GOAL OF THE EXERCISE: Copy the lines of the data below exactly, starting at the first and stopping after the line that contains "const DATE = '2026-01-23';"; include no pictures.

>> begin DATASET CONTENT

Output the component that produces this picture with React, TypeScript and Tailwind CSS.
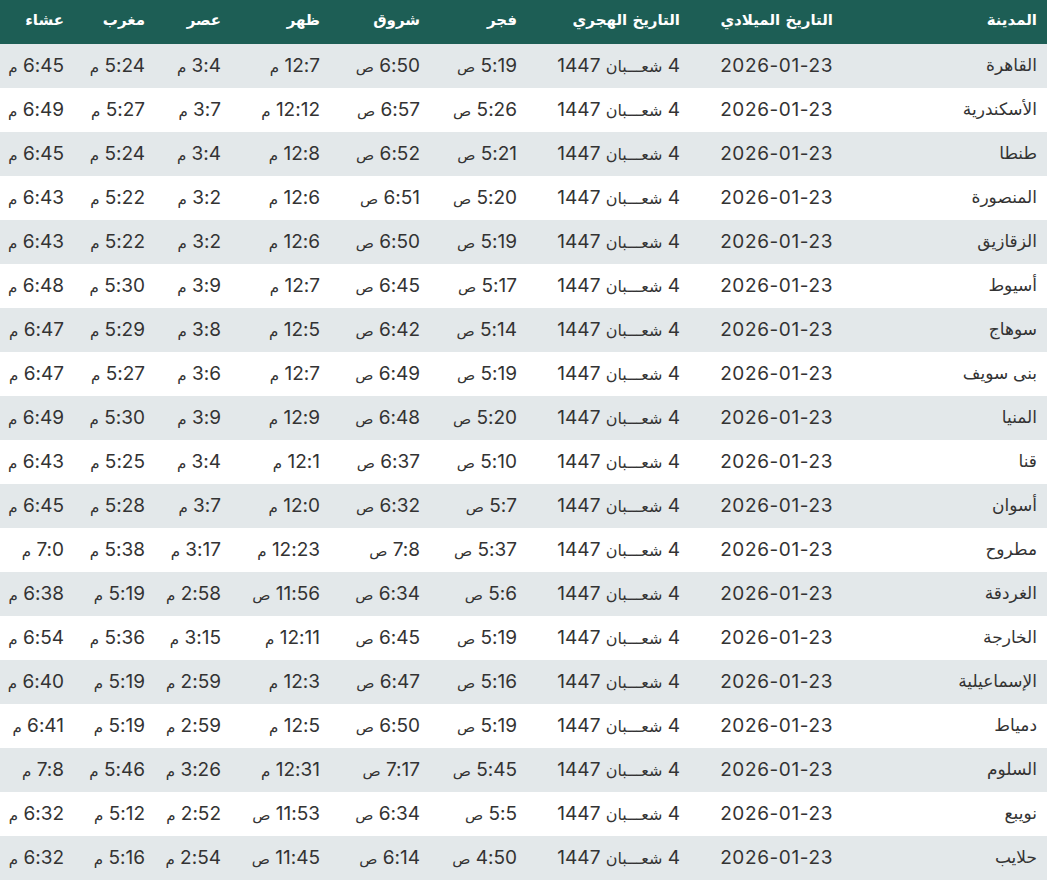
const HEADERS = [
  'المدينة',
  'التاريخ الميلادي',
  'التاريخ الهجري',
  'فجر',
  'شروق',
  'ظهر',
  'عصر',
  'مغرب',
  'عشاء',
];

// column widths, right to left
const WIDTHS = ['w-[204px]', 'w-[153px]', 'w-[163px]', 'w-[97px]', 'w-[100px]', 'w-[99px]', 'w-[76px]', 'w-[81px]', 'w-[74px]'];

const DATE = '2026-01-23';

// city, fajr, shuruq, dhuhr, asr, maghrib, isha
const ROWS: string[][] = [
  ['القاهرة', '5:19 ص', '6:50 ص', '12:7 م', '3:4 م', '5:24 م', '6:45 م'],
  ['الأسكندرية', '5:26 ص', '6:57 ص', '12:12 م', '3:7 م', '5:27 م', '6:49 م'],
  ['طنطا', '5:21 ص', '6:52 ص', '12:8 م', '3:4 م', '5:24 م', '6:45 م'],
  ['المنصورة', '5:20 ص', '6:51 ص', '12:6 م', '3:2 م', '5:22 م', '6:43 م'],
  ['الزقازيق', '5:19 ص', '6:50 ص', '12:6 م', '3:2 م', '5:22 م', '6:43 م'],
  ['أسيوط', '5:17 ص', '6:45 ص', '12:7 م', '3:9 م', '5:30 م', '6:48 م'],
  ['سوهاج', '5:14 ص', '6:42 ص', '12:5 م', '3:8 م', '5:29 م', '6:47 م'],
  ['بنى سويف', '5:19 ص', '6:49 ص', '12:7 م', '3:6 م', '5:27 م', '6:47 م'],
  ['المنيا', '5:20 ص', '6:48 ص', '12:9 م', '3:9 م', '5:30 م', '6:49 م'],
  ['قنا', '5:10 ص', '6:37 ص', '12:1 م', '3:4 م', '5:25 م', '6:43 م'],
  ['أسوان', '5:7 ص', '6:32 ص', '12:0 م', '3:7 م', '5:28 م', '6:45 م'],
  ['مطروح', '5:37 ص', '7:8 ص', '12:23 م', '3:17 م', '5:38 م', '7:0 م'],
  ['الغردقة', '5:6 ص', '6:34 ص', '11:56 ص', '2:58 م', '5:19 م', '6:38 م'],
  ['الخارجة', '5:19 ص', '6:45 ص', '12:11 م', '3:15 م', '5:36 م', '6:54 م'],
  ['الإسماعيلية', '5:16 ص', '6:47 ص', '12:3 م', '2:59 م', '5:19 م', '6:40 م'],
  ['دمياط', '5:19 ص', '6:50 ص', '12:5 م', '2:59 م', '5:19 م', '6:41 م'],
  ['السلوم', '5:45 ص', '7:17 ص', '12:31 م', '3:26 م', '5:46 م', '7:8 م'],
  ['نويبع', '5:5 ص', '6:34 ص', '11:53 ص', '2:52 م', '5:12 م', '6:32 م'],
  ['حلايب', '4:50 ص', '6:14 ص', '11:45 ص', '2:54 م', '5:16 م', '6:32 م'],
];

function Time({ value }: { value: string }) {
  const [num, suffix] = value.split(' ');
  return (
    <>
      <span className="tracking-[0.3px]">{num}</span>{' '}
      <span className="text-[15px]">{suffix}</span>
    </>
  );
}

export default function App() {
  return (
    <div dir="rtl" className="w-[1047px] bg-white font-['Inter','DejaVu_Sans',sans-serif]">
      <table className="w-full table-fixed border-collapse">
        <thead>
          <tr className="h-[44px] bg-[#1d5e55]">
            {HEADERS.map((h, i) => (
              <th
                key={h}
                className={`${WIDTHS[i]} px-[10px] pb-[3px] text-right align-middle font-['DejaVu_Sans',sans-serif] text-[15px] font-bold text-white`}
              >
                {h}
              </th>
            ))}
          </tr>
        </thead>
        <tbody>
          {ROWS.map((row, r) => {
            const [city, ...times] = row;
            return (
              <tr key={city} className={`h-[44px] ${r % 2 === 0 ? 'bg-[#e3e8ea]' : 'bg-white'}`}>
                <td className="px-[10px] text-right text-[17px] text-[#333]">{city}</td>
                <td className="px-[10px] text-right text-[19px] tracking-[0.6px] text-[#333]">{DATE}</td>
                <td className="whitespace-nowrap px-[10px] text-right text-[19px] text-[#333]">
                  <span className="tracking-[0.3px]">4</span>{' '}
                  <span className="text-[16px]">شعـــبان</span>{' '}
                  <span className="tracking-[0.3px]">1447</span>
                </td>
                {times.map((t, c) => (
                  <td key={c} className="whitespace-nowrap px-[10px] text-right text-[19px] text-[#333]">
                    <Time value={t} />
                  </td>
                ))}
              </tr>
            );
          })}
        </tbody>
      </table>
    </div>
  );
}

>> end DATASET CONTENT

OUTPUT BELOW:
Output the component that produces this picture with React, TypeScript and Tailwind CSS.
const HEADERS = [
  'المدينة',
  'التاريخ الميلادي',
  'التاريخ الهجري',
  'فجر',
  'شروق',
  'ظهر',
  'عصر',
  'مغرب',
  'عشاء',
];

// column widths, right to left
const WIDTHS = ['w-[204px]', 'w-[153px]', 'w-[163px]', 'w-[97px]', 'w-[100px]', 'w-[99px]', 'w-[76px]', 'w-[81px]', 'w-[74px]'];

const DATE = '2026-01-23';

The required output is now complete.